Issue (i): Whether the dedication of gold and silver ornaments to the family deity constituted a taxable gift under the Gift-tax Act, 1958.
Analysis: The dedication was treated as a Hindu religious endowment and not as a bilateral transfer. A gift requires transfer to a donee, whereas the dedication was a unilateral act in favour of a deity, with the property remaining with the shebait for management and not continuing as the assessee's property. On that basis, the transaction did not fall within the charging provisions relating to gift.
Conclusion: The dedication was not chargeable as a gift and the finding was against the Revenue.
Issue (ii): Whether the dedicated ornaments could be treated as the assessee's wealth for wealth-tax purposes.
Analysis: Once the property was dedicated to the family deity, the assessee's beneficial interest stood extinguished. A Hindu deity is a juristic person capable of holding property through its shebaits, and the property was therefore not owned by the assessee for wealth-tax assessment.

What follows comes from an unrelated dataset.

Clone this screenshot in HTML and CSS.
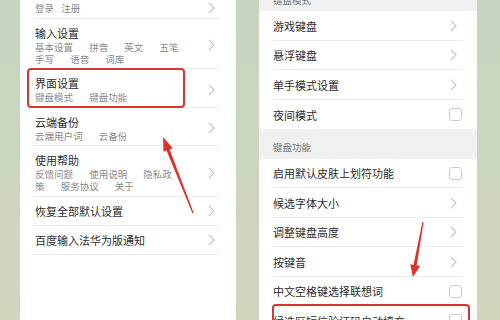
FILE: index.html
```html
<!DOCTYPE html>
<html lang="zh-CN">
<head>
<meta charset="utf-8">
<title>设置</title>
<link rel="stylesheet" href="styles.css">
</head>
<body>
<div class="stage">
  <section class="panel panel-left">
    <div class="item item-cut">
      <div class="item-text">
        <div class="sub sub-tight">登录 注册</div>
      </div>
      <svg class="chev" viewBox="0 0 7 12"><polyline points="1,1 6,6 1,11"/></svg>
    </div>
    <div class="item">
      <div class="item-text">
        <div class="title">输入设置</div>
        <div class="sub">基本设置 拼音 英文 五笔 手写 语音 词库</div>
      </div>
      <svg class="chev" viewBox="0 0 7 12"><polyline points="1,1 6,6 1,11"/></svg>
    </div>
    <div class="item">
      <div class="item-text">
        <div class="title">界面设置</div>
        <div class="sub">键盘模式 键盘功能</div>
      </div>
      <svg class="chev" viewBox="0 0 7 12"><polyline points="1,1 6,6 1,11"/></svg>
    </div>
    <div class="item">
      <div class="item-text">
        <div class="title">云端备份</div>
        <div class="sub">云端用户词 云备份</div>
      </div>
      <svg class="chev" viewBox="0 0 7 12"><polyline points="1,1 6,6 1,11"/></svg>
    </div>
    <div class="item">
      <div class="item-text">
        <div class="title">使用帮助</div>
        <div class="sub">反馈问题 使用说明 隐私政策 服务协议 关于</div>
      </div>
      <svg class="chev" viewBox="0 0 7 12"><polyline points="1,1 6,6 1,11"/></svg>
    </div>
    <div class="item item-single">
      <div class="item-text">
        <div class="title">恢复全部默认设置</div>
      </div>
      <svg class="chev" viewBox="0 0 7 12"><polyline points="1,1 6,6 1,11"/></svg>
    </div>
    <div class="item item-single">
      <div class="item-text">
        <div class="title">百度输入法华为版通知</div>
      </div>
      <svg class="chev" viewBox="0 0 7 12"><polyline points="1,1 6,6 1,11"/></svg>
    </div>
    <div class="mark mark-left"></div>
  </section>

  <section class="panel panel-right">
    <div class="group group-cut">键盘模式</div>
    <div class="row"><span>游戏键盘</span><svg class="chev chev-r" viewBox="0 0 7 12"><polyline points="1,1 6,6 1,11"/></svg></div>
    <div class="row"><span>悬浮键盘</span><svg class="chev chev-r" viewBox="0 0 7 12"><polyline points="1,1 6,6 1,11"/></svg></div>
    <div class="row"><span>单手模式设置</span><svg class="chev chev-r" viewBox="0 0 7 12"><polyline points="1,1 6,6 1,11"/></svg></div>
    <div class="row row-last"><span>夜间模式</span><span class="check"></span></div>
    <div class="group">键盘功能</div>
    <div class="row"><span>启用默认皮肤上划符功能</span><span class="check"></span></div>
    <div class="row"><span>候选字体大小</span><svg class="chev chev-r" viewBox="0 0 7 12"><polyline points="1,1 6,6 1,11"/></svg></div>
    <div class="row"><span>调整键盘高度</span><svg class="chev chev-r" viewBox="0 0 7 12"><polyline points="1,1 6,6 1,11"/></svg></div>
    <div class="row"><span>按键音</span><svg class="chev chev-r" viewBox="0 0 7 12"><polyline points="1,1 6,6 1,11"/></svg></div>
    <div class="row"><span>中文空格键选择联想词</span><span class="check"></span></div>
    <div class="row"><span>候选区短信验证码自动填充</span><span class="check"></span></div>
    <div class="mark mark-right"></div>
  </section>

  <svg class="arrows" viewBox="0 0 500 320">
    <polygon points="163,137 172.8,148.2 169.7,149.4 193.6,212.8 192.4,213.2 166.5,150.6 163.5,151.8"/>
    <polygon points="413,277 410.2,264.3 413.5,264.9 422.4,221.9 423.6,222.1 416.7,265.5 420.1,266.1"/>
  </svg>
</div>
</body>
</html>
```

FILE: styles.css
```css
* { box-sizing: border-box; }

html, body {
  margin: 0;
  padding: 0;
}

body {
  width: 500px;
  height: 320px;
  overflow: hidden;
  font-family: "Noto Sans CJK SC", "Noto Sans", sans-serif;
  background: linear-gradient(to bottom, #c6d6c0 0%, #cbd6c0 50%, #d4d3bc 100%);
}

.stage {
  position: relative;
  width: 500px;
  height: 320px;
  display: flex;
  padding-left: 20px;
  gap: 23px;
  overflow: hidden;
}

.panel {
  position: relative;
  background: #ffffff;
  height: 320px;
  overflow: hidden;
}

.panel-left { width: 216px; }
.panel-right { width: 218px; }

/* left list */
.item {
  display: flex;
  align-items: center;
  justify-content: space-between;
  margin: 0 16px 0 13px;
  padding: 7px 5px 3.5px 2px;
  border-bottom: 1px solid #ececec;
}

.item-cut {
  margin-top: -21px;
  padding-top: 22px;
}

.item-single {
  padding-top: 7px;
  padding-bottom: 7px;
}

.title {
  font-size: 11px;
  line-height: 14px;
  color: #2e2e2e;
}

.sub {
  margin-top: 1px;
  width: 144px;
  font-size: 9.5px;
  line-height: 12px;
  color: #8a8a8a;
  word-spacing: 14px;
}

.sub-tight { word-spacing: 5px; }

.chev {
  width: 7px;
  height: 12px;
  flex: none;
  fill: none;
  stroke: #c4c4c4;
  stroke-width: 1.1;
}

/* right list */
.group {
  height: 29.5px;
  padding: 12px 0 0 14px;
  background: #f0f0f0;
  font-size: 9.5px;
  line-height: 12px;
  color: #777777;
}

.group-cut { margin-top: -18.5px; }

.row {
  height: 29.5px;
  margin: 0 14px;
  padding-top: 1px;
  display: flex;
  align-items: center;
  justify-content: space-between;
  border-bottom: 1px solid #ececec;
  font-size: 11px;
  color: #2e2e2e;
}

.row-last { border-bottom: none; }

.chev-r { margin-right: 6px; }

.check {
  width: 13px;
  height: 13px;
  margin-right: 1px;
  border: 1px solid #cdcdcd;
  border-radius: 3px;
  background: #ffffff;
}

/* annotations */
.mark {
  position: absolute;
  border: 2px solid #d9362f;
  border-radius: 4px;
}

.mark-left {
  left: 7px;
  top: 68px;
  width: 158px;
  height: 40px;
}

.mark-right {
  left: 13px;
  top: 304px;
  width: 198px;
  height: 40px;
}

.arrows {
  position: absolute;
  left: 0;
  top: 0;
  width: 500px;
  height: 320px;
  fill: #e0322b;
  pointer-events: none;
}
```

The proper taxable unit, if any, was the deity through the shebaits.
Conclusion: The ornaments could not be assessed as the assessee's wealth and the finding was in favour of the assessee.
Final Conclusion: The Revenue's appeal failed on the gift-tax issue, while the assessee succeeded in deleting the dedicated ornaments from the wealth-tax assessment.
Ratio Decidendi: A unilateral dedication of property as a Hindu religious endowment to a deity is not a gift and, once effectively dedicated, the property ceases to be the donor's wealth for assessment purposes.